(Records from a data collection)
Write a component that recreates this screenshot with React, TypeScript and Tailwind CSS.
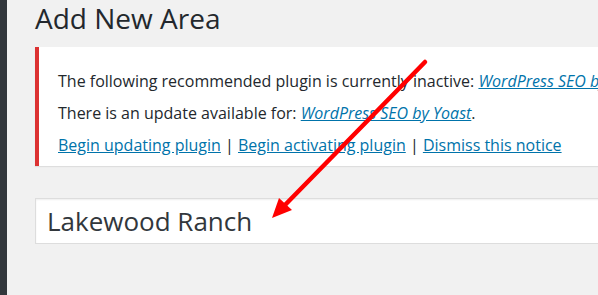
import React from "react";

export default function App() {
  const font = { fontFamily: '"Open Sans", "Noto Sans", sans-serif' };
  return (
    <div className="relative w-[598px] h-[295px] overflow-hidden bg-[#f1f1f1] flex" style={font}>
      <div className="w-[7px] shrink-0 bg-[#32373c]" />
      <div className="flex flex-col pl-[28px] w-[900px] shrink-0">
        <h1 className="text-[28px] leading-[32px] text-[#23282d] mt-[2px] whitespace-nowrap">Add New Area</h1>
        <div className="mt-[13px] h-[119px] bg-white border-l-4 border-[#dc3232] shadow-[0_1px_1px_rgba(0,0,0,0.08)] pl-[19px] pt-[23px] text-[16px] text-[#23282d] whitespace-nowrap">
          <p className="leading-[22px] mb-[10px]">
            The following recommended plugin is currently inactive:{" "}
            <a className="italic underline text-[#0073aa]">WordPress SEO by Yoast</a>.
          </p>
          <p className="leading-[22px] mb-[10px]">
            There is an update available for:{" "}
            <a className="italic underline text-[#0073aa]">WordPress SEO by Yoast</a>.
          </p>
          <p className="leading-[22px] text-[#0073aa]">
            <a className="underline">Begin updating plugin</a>
            <span className="text-[#23282d]"> | </span>
            <a className="underline">Begin activating plugin</a>
            <span className="text-[#23282d]"> | </span>
            <a className="underline">Dismiss this notice</a>
          </p>
        </div>
        <div className="mt-[32px] h-[46px] bg-white border border-[#dddddd] shadow-[inset_0_1px_2px_rgba(0,0,0,0.07)] flex items-center pl-[11px]">
          <span className="text-[26px] text-[#32373c] leading-none">Lakewood Ranch</span>
        </div>
      </div>
      <svg className="absolute left-0 top-0 pointer-events-none" width="598" height="295" viewBox="0 0 598 295">
        <line x1="425" y1="62" x2="284" y2="206" stroke="#ff0000" strokeWidth="4.5" strokeLinecap="round" />
        <polygon points="272,218 279,198 292,210" fill="#ff0000" />
      </svg>
    </div>
  );
}
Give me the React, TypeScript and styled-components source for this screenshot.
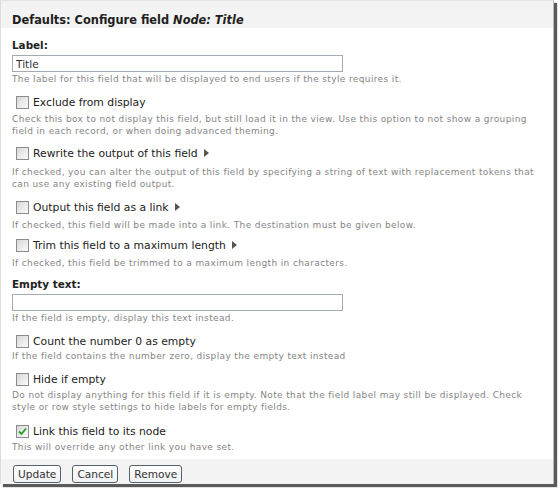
import React from 'react';
import styled, { createGlobalStyle } from 'styled-components';

const Global = createGlobalStyle`
  html, body { margin: 0; padding: 0; background: #fff; }
  body { font-family: "DejaVu Sans", Verdana, sans-serif; }
`;

const Page = styled.div`
  width: 560px;
  height: 488px;
  background: #fff;
`;

const Panel = styled.div`
  box-sizing: border-box;
  width: 554px;
  height: 484px;
  border-left: 1px solid #dcdcdc;
  border-top: 1px solid #e4e4e4;
  border-right: 1px solid #bbb;
  box-shadow: 3px 3px 1px #5a5a5a;
  display: flex;
  flex-direction: column;
  background: #fff;
`;

const Header = styled.div`
  height: 27px;
  background: #f3f3f3;
  padding: 13px 0 0 11px;
  box-sizing: border-box;
  font-size: 11.4px;
  line-height: 13px;
  font-weight: bold;
  color: #1e1e1e;
  em { font-style: italic; }
`;

const Body = styled.div`
  flex: 1;
  padding: 0 11px;
  display: flex;
  flex-direction: column;
`;

const FieldLabel = styled.div<{ $mt: number }>`
  margin-top: ${(p) => p.$mt}px;
  font-size: 10.4px;
  line-height: 14px;
  font-weight: bold;
  color: #222;
`;

const TextInput = styled.input<{ $mt: number }>`
  box-sizing: border-box;
  margin: ${(p) => p.$mt}px 0 0 0;
  width: 331px;
  height: 17px;
  border: 1px solid #a4abb2;
  padding: 0 3px;
  font-family: "DejaVu Sans", Verdana, sans-serif;
  font-size: 10.6px;
  color: #333;
  outline: none;
`;

const Desc = styled.div<{ $mt: number }>`
  margin-top: ${(p) => p.$mt}px;
  font-size: 9px;
  line-height: 12px;
  color: #858585;
  letter-spacing: 0.37px;
  white-space: nowrap;
`;

const CheckRow = styled.label<{ $mt: number }>`
  margin-top: ${(p) => p.$mt}px;
  display: flex;
  align-items: center;
  height: 14px;
  padding-left: 4px;
  font-size: 10.8px;
  color: #222;
`;

const Box = styled.span`
  box-sizing: border-box;
  width: 13px;
  height: 13px;
  border: 1px solid #8c8c8c;
  background: linear-gradient(135deg, #d8d8d8, #fafafa);
  margin-right: 4px;
  display: flex;
  align-items: center;
  justify-content: center;
  flex-shrink: 0;
`;

const Arrow = styled.svg`
  margin-left: 6px;
`;

const Footer = styled.div`
  height: 25px;
  box-sizing: border-box;
  background: #f3f3f3;
  display: flex;
  align-items: flex-end;
  padding: 0 0 1px 12px;
  gap: 11px;
`;

const Button = styled.button`
  box-sizing: border-box;
  height: 18px;
  padding: 0 4px;
  border: 1px solid #56606a;
  border-radius: 3px;
  background: linear-gradient(#fff, #eef0f2);
  font-family: "DejaVu Sans", Verdana, sans-serif;
  font-size: 10.6px;
  color: #333;
`;

const Tri = () => (
  <Arrow width="5" height="8" viewBox="0 0 5 8">
    <polygon points="0,0 5,4 0,8" fill="#555" />
  </Arrow>
);

const Check: React.FC<{ checked?: boolean }> = ({ checked }) => (
  <Box>
    {checked && (
      <svg width="9" height="9" viewBox="0 0 9 9">
        <polyline points="1,4.5 3.5,7 8,1.5" fill="none" stroke="#21a121" strokeWidth="1.8" />
      </svg>
    )}
  </Box>
);

export default function App() {
  return (
    <Page>
      <Global />
      <Panel>
        <Header>
          Defaults: Configure field <em>Node: Title</em>
        </Header>
        <Body>
          <FieldLabel $mt={10}>Label:</FieldLabel>
          <TextInput $mt={3} defaultValue="Title" />
          <Desc $mt={1}>The label for this field that will be displayed to end users if the style requires it.</Desc>

          <CheckRow $mt={10}><Check />Exclude from display</CheckRow>
          <Desc $mt={4}>
            Check this box to not display this field, but still load it in the view. Use this option to not show a grouping<br />
            field in each record, or when doing advanced theming.
          </Desc>

          <CheckRow $mt={9}><Check />Rewrite the output of this field<Tri /></CheckRow>
          <Desc $mt={6}>
            If checked, you can alter the output of this field by specifying a string of text with replacement tokens that<br />
            can use any existing field output.
          </Desc>

          <CheckRow $mt={10}><Check />Output this field as a link<Tri /></CheckRow>
          <Desc $mt={5}>If checked, this field will be made into a link. The destination must be given below.</Desc>

          <CheckRow $mt={7}><Check />Trim this field to a maximum length<Tri /></CheckRow>
          <Desc $mt={5}>If checked, this field be trimmed to a maximum length in characters.</Desc>

          <FieldLabel $mt={8}>Empty text:</FieldLabel>
          <TextInput $mt={3} />
          <Desc $mt={1}>If the field is empty, display this text instead.</Desc>

          <CheckRow $mt={10}><Check />Count the number 0 as empty</CheckRow>
          <Desc $mt={2}>If the field contains the number zero, display the empty text instead</Desc>

          <CheckRow $mt={10}><Check />Hide if empty</CheckRow>
          <Desc $mt={3}>
            Do not display anything for this field if it is empty. Note that the field label may still be displayed. Check<br />
            style or row style settings to hide labels for empty fields.
          </Desc>

          <CheckRow $mt={11}><Check checked />Link this field to its node</CheckRow>
          <Desc $mt={3}>This will override any other link you have set.</Desc>
        </Body>
        <Footer>
          <Button>Update</Button>
          <Button>Cancel</Button>
          <Button>Remove</Button>
        </Footer>
      </Panel>
    </Page>
  );
}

- [INSTRUCTIONS FOR THE TASK] Transcribe every entry word for word, but skip the pictures.

- [SOLUTION FOR THIS TASK]
Write a component that recreates this screenshot with React, TypeScript and Tailwind CSS.
import React from "react";

export default function App() {
  const font = { fontFamily: '"Open Sans", "Noto Sans", sans-serif' };
  return (
    <div className="relative w-[598px] h-[295px] overflow-hidden bg-[#f1f1f1] flex" style={font}>
      <div className="w-[7px] shrink-0 bg-[#32373c]" />
      <div className="flex flex-col pl-[28px] w-[900px] shrink-0">
        <h1 className="text-[28px] leading-[32px] text-[#23282d] mt-[2px] whitespace-nowrap">Add New Area</h1>
        <div className="mt-[13px] h-[119px] bg-white border-l-4 border-[#dc3232] shadow-[0_1px_1px_rgba(0,0,0,0.08)] pl-[19px] pt-[23px] text-[16px] text-[#23282d] whitespace-nowrap">
          <p className="leading-[22px] mb-[10px]">
            The following recommended plugin is currently inactive:{" "}
            <a className="italic underline text-[#0073aa]">WordPress SEO by Yoast</a>.
          </p>
          <p className="leading-[22px] mb-[10px]">
            There is an update available for:{" "}
            <a className="italic underline text-[#0073aa]">WordPress SEO by Yoast</a>.
          </p>
          <p className="leading-[22px] text-[#0073aa]">
            <a className="underline">Begin updating plugin</a>
            <span className="text-[#23282d]"> | </span>
            <a className="underline">Begin activating plugin</a>
            <span className="text-[#23282d]"> | </span>
            <a className="underline">Dismiss this notice</a>
          </p>
        </div>
        <div className="mt-[32px] h-[46px] bg-white border border-[#dddddd] shadow-[inset_0_1px_2px_rgba(0,0,0,0.07)] flex items-center pl-[11px]">
          <span className="text-[26px] text-[#32373c] leading-none">Lakewood Ranch</span>
        </div>
      </div>
      <svg className="absolute left-0 top-0 pointer-events-none" width="598" height="295" viewBox="0 0 598 295">
        <line x1="425" y1="62" x2="284" y2="206" stroke="#ff0000" strokeWidth="4.5" strokeLinecap="round" />
        <polygon points="272,218 279,198 292,210" fill="#ff0000" />
      </svg>
    </div>
  );
}
Give me the React, TypeScript and styled-components source for this screenshot.
import React from 'react';
import styled, { createGlobalStyle } from 'styled-components';

const Global = createGlobalStyle`
  html, body { margin: 0; padding: 0; background: #fff; }
  body { font-family: "DejaVu Sans", Verdana, sans-serif; }
`;

const Page = styled.div`
  width: 560px;
  height: 488px;
  background: #fff;
`;

const Panel = styled.div`
  box-sizing: border-box;
  width: 554px;
  height: 484px;
  border-left: 1px solid #dcdcdc;
  border-top: 1px solid #e4e4e4;
  border-right: 1px solid #bbb;
  box-shadow: 3px 3px 1px #5a5a5a;
  display: flex;
  flex-direction: column;
  background: #fff;
`;

const Header = styled.div`
  height: 27px;
  background: #f3f3f3;
  padding: 13px 0 0 11px;
  box-sizing: border-box;
  font-size: 11.4px;
  line-height: 13px;
  font-weight: bold;
  color: #1e1e1e;
  em { font-style: italic; }
`;

const Body = styled.div`
  flex: 1;
  padding: 0 11px;
  display: flex;
  flex-direction: column;
`;

const FieldLabel = styled.div<{ $mt: number }>`
  margin-top: ${(p) => p.$mt}px;
  font-size: 10.4px;
  line-height: 14px;
  font-weight: bold;
  color: #222;
`;

const TextInput = styled.input<{ $mt: number }>`
  box-sizing: border-box;
  margin: ${(p) => p.$mt}px 0 0 0;
  width: 331px;
  height: 17px;
  border: 1px solid #a4abb2;
  padding: 0 3px;
  font-family: "DejaVu Sans", Verdana, sans-serif;
  font-size: 10.6px;
  color: #333;
  outline: none;
`;

const Desc = styled.div<{ $mt: number }>`
  margin-top: ${(p) => p.$mt}px;
  font-size: 9px;
  line-height: 12px;
  color: #858585;
  letter-spacing: 0.37px;
  white-space: nowrap;
`;

const CheckRow = styled.label<{ $mt: number }>`
  margin-top: ${(p) => p.$mt}px;
  display: flex;
  align-items: center;
  height: 14px;
  padding-left: 4px;
  font-size: 10.8px;
  color: #222;
`;

const Box = styled.span`
  box-sizing: border-box;
  width: 13px;
  height: 13px;
  border: 1px solid #8c8c8c;
  background: linear-gradient(135deg, #d8d8d8, #fafafa);
  margin-right: 4px;
  display: flex;
  align-items: center;
  justify-content: center;
  flex-shrink: 0;
`;

const Arrow = styled.svg`
  margin-left: 6px;
`;

const Footer = styled.div`
  height: 25px;
  box-sizing: border-box;
  background: #f3f3f3;
  display: flex;
  align-items: flex-end;
  padding: 0 0 1px 12px;
  gap: 11px;
`;

const Button = styled.button`
  box-sizing: border-box;
  height: 18px;
  padding: 0 4px;
  border: 1px solid #56606a;
  border-radius: 3px;
  background: linear-gradient(#fff, #eef0f2);
  font-family: "DejaVu Sans", Verdana, sans-serif;
  font-size: 10.6px;
  color: #333;
`;

const Tri = () => (
  <Arrow width="5" height="8" viewBox="0 0 5 8">
    <polygon points="0,0 5,4 0,8" fill="#555" />
  </Arrow>
);

const Check: React.FC<{ checked?: boolean }> = ({ checked }) => (
  <Box>
    {checked && (
      <svg width="9" height="9" viewBox="0 0 9 9">
        <polyline points="1,4.5 3.5,7 8,1.5" fill="none" stroke="#21a121" strokeWidth="1.8" />
      </svg>
    )}
  </Box>
);

export default function App() {
  return (
    <Page>
      <Global />
      <Panel>
        <Header>
          Defaults: Configure field <em>Node: Title</em>
        </Header>
        <Body>
          <FieldLabel $mt={10}>Label:</FieldLabel>
          <TextInput $mt={3} defaultValue="Title" />
          <Desc $mt={1}>The label for this field that will be displayed to end users if the style requires it.</Desc>

          <CheckRow $mt={10}><Check />Exclude from display</CheckRow>
          <Desc $mt={4}>
            Check this box to not display this field, but still load it in the view. Use this option to not show a grouping<br />
            field in each record, or when doing advanced theming.
          </Desc>

          <CheckRow $mt={9}><Check />Rewrite the output of this field<Tri /></CheckRow>
          <Desc $mt={6}>
            If checked, you can alter the output of this field by specifying a string of text with replacement tokens that<br />
            can use any existing field output.
          </Desc>

          <CheckRow $mt={10}><Check />Output this field as a link<Tri /></CheckRow>
          <Desc $mt={5}>If checked, this field will be made into a link. The destination must be given below.</Desc>

          <CheckRow $mt={7}><Check />Trim this field to a maximum length<Tri /></CheckRow>
          <Desc $mt={5}>If checked, this field be trimmed to a maximum length in characters.</Desc>

          <FieldLabel $mt={8}>Empty text:</FieldLabel>
          <TextInput $mt={3} />
          <Desc $mt={1}>If the field is empty, display this text instead.</Desc>

          <CheckRow $mt={10}><Check />Count the number 0 as empty</CheckRow>
          <Desc $mt={2}>If the field contains the number zero, display the empty text instead</Desc>

          <CheckRow $mt={10}><Check />Hide if empty</CheckRow>
          <Desc $mt={3}>
            Do not display anything for this field if it is empty. Note that the field label may still be displayed. Check<br />
            style or row style settings to hide labels for empty fields.
          </Desc>

          <CheckRow $mt={11}><Check checked />Link this field to its node</CheckRow>
          <Desc $mt={3}>This will override any other link you have set.</Desc>
        </Body>
        <Footer>
          <Button>Update</Button>
          <Button>Cancel</Button>
          <Button>Remove</Button>
        </Footer>
      </Panel>
    </Page>
  );
}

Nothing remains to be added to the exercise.